→ WHAT TO DO
The listing below begins with the first line you should copy; stop after the line containing "table icons */", and drop every picture.

→ STORED DATA
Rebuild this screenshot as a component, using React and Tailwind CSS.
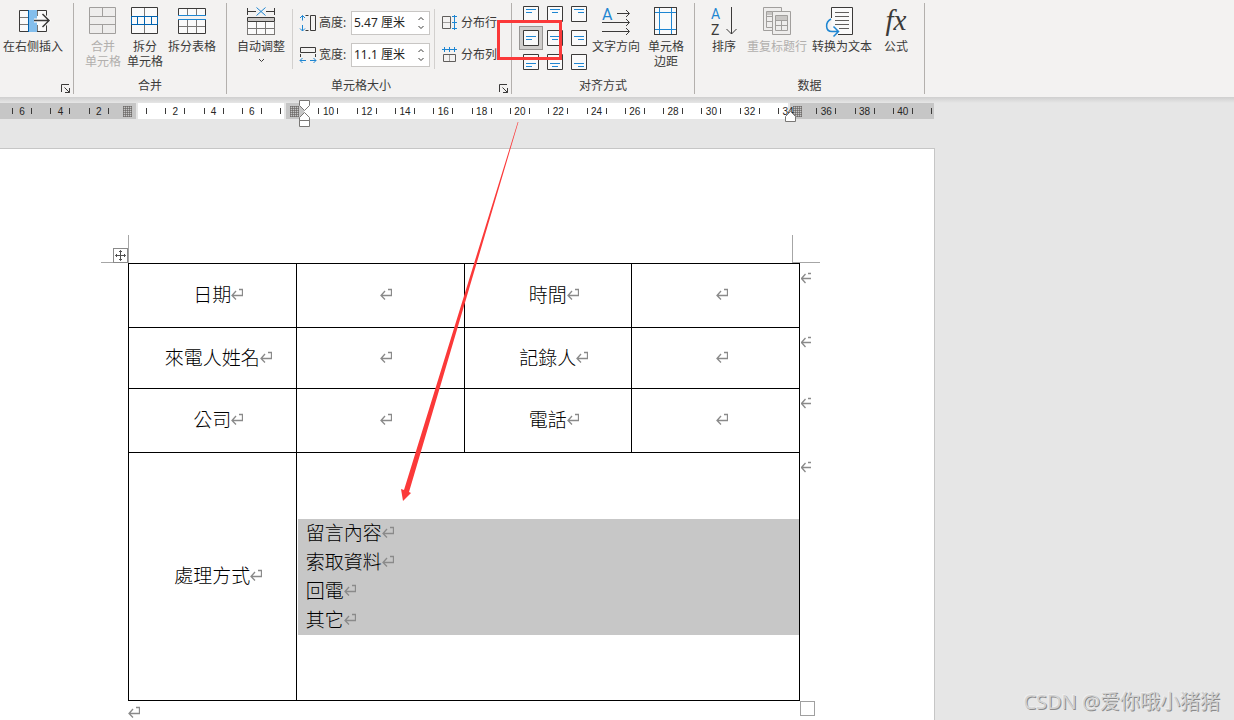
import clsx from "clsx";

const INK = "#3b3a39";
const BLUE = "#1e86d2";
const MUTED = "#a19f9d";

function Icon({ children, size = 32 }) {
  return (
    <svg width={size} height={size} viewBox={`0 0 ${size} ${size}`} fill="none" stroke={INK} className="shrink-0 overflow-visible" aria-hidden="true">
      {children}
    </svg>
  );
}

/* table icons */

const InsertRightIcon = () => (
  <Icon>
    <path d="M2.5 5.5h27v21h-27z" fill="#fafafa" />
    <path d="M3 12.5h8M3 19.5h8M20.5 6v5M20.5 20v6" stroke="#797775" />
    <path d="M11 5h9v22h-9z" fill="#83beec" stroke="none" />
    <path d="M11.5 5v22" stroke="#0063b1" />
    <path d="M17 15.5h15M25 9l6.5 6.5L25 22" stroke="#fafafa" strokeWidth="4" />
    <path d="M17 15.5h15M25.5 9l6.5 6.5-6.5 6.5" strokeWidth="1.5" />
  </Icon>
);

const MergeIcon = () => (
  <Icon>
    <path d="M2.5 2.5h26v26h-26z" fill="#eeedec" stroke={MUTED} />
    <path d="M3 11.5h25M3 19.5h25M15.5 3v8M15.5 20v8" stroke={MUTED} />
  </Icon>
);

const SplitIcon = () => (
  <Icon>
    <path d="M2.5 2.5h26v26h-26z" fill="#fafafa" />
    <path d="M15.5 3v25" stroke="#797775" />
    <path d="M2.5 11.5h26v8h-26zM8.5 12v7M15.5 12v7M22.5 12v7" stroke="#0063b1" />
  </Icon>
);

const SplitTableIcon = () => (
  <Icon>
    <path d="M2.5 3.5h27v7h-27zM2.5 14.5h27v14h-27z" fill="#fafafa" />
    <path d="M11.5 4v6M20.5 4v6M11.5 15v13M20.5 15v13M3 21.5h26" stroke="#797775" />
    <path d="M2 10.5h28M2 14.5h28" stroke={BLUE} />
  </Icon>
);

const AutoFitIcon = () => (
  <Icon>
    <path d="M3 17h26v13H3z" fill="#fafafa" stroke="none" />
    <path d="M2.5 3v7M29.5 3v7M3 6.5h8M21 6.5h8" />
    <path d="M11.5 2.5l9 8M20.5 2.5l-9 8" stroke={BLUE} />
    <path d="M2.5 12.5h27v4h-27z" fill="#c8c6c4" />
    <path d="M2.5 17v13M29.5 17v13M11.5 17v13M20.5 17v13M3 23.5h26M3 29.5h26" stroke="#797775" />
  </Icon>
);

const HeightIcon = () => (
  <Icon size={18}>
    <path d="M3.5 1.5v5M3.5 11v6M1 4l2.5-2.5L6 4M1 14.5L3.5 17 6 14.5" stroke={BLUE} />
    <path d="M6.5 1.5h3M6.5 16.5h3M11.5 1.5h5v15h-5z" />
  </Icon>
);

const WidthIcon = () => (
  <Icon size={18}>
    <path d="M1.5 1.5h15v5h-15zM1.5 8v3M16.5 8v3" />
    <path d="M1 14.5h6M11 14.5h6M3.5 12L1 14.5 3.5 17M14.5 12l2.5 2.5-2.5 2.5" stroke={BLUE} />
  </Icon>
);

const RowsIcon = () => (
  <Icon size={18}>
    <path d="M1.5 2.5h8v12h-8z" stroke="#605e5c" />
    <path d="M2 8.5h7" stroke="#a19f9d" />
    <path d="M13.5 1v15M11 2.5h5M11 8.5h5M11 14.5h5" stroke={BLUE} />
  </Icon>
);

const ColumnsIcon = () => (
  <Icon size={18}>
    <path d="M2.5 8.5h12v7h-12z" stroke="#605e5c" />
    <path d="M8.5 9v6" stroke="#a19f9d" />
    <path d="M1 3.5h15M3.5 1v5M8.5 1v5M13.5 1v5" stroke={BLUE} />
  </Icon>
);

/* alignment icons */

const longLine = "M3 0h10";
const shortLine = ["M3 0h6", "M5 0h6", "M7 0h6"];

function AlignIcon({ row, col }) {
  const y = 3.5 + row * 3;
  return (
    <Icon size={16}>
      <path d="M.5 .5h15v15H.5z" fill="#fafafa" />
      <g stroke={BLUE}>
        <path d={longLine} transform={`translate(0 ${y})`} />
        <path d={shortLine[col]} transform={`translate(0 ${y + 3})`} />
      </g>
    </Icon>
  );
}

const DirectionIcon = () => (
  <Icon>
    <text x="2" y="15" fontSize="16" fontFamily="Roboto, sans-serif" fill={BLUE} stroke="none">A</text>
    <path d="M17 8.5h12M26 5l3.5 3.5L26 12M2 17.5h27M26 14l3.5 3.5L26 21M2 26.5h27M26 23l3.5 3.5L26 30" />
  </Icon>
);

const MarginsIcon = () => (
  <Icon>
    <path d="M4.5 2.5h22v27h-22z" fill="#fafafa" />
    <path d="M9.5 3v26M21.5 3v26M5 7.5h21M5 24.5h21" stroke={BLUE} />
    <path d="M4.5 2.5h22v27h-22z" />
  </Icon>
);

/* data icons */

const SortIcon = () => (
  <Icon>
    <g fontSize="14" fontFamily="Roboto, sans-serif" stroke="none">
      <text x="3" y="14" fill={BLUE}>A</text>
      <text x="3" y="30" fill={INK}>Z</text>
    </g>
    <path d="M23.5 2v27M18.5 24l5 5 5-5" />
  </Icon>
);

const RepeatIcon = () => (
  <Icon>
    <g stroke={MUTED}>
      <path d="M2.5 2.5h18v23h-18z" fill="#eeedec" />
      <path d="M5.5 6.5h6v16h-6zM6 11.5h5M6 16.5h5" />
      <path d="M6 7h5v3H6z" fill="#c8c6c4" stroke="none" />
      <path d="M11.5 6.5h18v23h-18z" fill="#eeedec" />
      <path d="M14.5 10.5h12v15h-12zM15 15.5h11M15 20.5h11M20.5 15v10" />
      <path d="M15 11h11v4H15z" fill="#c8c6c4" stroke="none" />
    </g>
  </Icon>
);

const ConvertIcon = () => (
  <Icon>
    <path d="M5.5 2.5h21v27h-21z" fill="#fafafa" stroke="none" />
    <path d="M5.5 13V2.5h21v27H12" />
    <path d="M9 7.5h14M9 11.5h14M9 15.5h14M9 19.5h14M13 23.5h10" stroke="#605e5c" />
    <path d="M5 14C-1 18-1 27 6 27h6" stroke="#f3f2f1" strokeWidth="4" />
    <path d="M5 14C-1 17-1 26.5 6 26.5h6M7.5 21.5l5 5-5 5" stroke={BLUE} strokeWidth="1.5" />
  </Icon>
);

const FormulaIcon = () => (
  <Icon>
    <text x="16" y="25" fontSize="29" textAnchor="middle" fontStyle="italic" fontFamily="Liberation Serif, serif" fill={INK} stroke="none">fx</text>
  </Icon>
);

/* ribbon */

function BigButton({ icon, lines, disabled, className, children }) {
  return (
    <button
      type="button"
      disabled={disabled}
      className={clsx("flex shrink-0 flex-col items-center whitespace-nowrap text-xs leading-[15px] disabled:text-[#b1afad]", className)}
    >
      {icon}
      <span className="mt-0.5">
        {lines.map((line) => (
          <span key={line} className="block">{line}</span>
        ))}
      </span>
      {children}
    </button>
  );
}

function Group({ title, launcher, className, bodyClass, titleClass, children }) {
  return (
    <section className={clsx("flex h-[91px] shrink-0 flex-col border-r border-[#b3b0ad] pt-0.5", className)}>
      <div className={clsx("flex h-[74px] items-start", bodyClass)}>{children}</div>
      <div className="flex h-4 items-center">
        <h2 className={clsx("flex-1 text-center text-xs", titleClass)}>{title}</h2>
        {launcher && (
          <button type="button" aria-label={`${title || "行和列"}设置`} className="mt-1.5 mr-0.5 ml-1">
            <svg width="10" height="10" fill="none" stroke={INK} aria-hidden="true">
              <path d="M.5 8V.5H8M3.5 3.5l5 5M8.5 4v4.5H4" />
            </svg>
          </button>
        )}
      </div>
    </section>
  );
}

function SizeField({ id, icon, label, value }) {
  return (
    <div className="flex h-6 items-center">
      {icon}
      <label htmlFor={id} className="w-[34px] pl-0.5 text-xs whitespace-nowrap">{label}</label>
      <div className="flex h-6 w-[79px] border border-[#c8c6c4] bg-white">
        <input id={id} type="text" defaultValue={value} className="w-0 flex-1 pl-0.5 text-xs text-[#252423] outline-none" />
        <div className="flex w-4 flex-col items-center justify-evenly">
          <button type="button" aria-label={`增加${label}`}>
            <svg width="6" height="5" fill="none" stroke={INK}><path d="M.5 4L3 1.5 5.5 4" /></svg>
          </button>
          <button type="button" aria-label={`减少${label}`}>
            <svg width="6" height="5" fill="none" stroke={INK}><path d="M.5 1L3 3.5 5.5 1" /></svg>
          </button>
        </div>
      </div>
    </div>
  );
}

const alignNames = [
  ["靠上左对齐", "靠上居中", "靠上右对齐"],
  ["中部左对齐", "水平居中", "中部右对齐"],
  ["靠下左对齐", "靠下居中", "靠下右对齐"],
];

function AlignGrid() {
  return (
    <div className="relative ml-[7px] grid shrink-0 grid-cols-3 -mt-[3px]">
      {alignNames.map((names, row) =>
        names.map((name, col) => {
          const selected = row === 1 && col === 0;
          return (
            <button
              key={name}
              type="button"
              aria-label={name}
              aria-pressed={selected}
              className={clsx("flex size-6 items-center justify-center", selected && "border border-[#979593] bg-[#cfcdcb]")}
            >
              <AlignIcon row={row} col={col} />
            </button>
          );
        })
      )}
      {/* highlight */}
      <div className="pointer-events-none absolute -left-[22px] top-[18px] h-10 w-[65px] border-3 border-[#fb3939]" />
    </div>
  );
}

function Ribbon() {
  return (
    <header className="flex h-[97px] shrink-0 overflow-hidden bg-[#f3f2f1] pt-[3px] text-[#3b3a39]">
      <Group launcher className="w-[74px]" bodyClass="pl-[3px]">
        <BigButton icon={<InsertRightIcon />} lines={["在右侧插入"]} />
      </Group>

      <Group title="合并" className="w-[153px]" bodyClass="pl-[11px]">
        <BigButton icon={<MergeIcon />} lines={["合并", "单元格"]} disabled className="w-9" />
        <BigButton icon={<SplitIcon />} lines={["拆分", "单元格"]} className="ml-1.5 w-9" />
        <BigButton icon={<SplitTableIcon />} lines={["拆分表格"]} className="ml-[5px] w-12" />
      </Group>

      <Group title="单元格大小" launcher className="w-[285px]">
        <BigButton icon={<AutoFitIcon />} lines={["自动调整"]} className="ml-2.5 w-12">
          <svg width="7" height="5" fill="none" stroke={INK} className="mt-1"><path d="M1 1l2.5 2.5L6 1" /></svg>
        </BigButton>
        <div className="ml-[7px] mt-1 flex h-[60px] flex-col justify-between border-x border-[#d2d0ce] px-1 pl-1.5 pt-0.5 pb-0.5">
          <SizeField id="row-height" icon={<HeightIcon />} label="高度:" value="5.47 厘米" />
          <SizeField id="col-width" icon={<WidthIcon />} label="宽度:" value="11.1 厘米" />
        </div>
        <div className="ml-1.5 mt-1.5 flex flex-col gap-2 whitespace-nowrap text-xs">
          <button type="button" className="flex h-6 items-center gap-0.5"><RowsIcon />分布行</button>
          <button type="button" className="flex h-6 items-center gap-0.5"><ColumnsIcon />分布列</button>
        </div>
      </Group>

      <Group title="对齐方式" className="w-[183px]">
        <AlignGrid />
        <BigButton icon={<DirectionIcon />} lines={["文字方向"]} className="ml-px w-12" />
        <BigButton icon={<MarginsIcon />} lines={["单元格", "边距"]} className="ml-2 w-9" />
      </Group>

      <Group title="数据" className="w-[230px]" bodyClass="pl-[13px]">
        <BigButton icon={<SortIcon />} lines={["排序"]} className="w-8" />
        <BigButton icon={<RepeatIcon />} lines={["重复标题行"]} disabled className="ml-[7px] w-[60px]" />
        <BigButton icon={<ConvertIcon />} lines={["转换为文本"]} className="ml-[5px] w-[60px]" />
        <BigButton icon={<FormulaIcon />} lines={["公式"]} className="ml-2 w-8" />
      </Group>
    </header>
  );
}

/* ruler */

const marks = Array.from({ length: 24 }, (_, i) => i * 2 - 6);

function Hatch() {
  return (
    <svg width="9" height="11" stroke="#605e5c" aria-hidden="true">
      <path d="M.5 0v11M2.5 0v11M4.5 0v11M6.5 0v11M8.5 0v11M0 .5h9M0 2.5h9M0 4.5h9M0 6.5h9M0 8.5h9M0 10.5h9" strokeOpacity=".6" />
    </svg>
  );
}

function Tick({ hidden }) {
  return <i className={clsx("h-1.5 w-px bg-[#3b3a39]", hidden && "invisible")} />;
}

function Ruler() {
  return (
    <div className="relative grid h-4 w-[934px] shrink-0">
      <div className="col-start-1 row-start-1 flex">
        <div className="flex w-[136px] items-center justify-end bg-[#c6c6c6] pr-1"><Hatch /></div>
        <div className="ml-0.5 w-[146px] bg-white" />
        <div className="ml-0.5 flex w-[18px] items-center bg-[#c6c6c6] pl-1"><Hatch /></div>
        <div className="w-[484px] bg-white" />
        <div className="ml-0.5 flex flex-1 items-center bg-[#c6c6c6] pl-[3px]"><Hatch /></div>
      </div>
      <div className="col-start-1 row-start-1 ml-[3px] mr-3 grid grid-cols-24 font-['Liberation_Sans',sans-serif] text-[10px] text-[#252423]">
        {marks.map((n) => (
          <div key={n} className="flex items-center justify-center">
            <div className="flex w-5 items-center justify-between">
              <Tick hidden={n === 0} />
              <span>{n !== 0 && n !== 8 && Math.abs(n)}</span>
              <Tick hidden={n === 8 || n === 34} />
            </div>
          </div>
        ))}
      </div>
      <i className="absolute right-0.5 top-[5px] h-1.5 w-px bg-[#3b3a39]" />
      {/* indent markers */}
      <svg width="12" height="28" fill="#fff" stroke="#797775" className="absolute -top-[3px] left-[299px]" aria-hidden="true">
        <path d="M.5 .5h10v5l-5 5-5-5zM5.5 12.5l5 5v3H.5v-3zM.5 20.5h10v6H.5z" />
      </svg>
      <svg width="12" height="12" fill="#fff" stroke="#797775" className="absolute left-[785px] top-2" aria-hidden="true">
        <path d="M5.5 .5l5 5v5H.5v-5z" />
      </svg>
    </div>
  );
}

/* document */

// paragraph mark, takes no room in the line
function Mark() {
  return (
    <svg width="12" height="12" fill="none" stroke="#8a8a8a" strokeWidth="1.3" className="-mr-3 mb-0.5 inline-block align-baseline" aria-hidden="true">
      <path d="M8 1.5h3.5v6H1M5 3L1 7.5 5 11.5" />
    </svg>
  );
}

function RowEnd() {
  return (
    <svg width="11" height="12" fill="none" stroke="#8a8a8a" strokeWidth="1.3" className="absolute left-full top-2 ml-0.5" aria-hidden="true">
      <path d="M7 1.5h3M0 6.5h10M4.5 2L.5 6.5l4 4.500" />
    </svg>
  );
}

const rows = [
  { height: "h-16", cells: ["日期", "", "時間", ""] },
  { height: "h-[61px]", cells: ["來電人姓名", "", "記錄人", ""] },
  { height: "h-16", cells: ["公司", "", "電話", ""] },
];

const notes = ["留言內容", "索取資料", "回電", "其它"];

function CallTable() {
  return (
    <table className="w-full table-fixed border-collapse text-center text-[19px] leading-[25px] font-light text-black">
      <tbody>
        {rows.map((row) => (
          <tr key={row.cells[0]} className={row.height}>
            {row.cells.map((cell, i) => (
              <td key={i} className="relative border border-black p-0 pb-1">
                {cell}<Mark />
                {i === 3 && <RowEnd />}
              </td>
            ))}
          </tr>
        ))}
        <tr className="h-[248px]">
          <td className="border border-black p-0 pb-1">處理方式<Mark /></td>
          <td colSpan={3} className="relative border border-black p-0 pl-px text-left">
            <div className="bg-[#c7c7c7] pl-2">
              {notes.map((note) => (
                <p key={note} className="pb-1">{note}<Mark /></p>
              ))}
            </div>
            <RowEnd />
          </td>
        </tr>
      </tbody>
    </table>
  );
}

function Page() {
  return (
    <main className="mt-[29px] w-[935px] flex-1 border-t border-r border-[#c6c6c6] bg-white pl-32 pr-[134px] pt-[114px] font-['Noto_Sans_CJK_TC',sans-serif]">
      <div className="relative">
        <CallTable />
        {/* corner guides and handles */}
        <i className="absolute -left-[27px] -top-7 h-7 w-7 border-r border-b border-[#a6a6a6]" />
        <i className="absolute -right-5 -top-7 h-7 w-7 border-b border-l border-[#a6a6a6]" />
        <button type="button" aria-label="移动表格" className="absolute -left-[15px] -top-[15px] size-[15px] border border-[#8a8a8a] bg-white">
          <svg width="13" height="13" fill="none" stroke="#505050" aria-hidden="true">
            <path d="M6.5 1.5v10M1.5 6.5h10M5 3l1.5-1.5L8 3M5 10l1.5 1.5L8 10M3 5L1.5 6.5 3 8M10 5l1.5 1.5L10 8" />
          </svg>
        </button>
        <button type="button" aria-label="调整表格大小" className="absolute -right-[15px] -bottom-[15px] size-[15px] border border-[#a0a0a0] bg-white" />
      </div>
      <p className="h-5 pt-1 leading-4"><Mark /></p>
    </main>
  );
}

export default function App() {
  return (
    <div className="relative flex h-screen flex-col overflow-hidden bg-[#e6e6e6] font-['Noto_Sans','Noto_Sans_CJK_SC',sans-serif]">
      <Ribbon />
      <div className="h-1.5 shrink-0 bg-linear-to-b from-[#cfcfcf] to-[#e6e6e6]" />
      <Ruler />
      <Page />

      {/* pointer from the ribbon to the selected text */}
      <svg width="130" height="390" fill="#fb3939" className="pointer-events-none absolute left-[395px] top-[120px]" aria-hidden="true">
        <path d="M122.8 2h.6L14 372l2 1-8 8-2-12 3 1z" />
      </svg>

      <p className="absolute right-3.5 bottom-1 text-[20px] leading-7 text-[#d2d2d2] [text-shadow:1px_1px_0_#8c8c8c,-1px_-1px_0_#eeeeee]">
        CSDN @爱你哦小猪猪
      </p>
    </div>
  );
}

→ EXERCISE RESULT
Rebuild this screenshot as a component, using React and Tailwind CSS.
import clsx from "clsx";

const INK = "#3b3a39";
const BLUE = "#1e86d2";
const MUTED = "#a19f9d";

function Icon({ children, size = 32 }) {
  return (
    <svg width={size} height={size} viewBox={`0 0 ${size} ${size}`} fill="none" stroke={INK} className="shrink-0 overflow-visible" aria-hidden="true">
      {children}
    </svg>
  );
}

/* table icons */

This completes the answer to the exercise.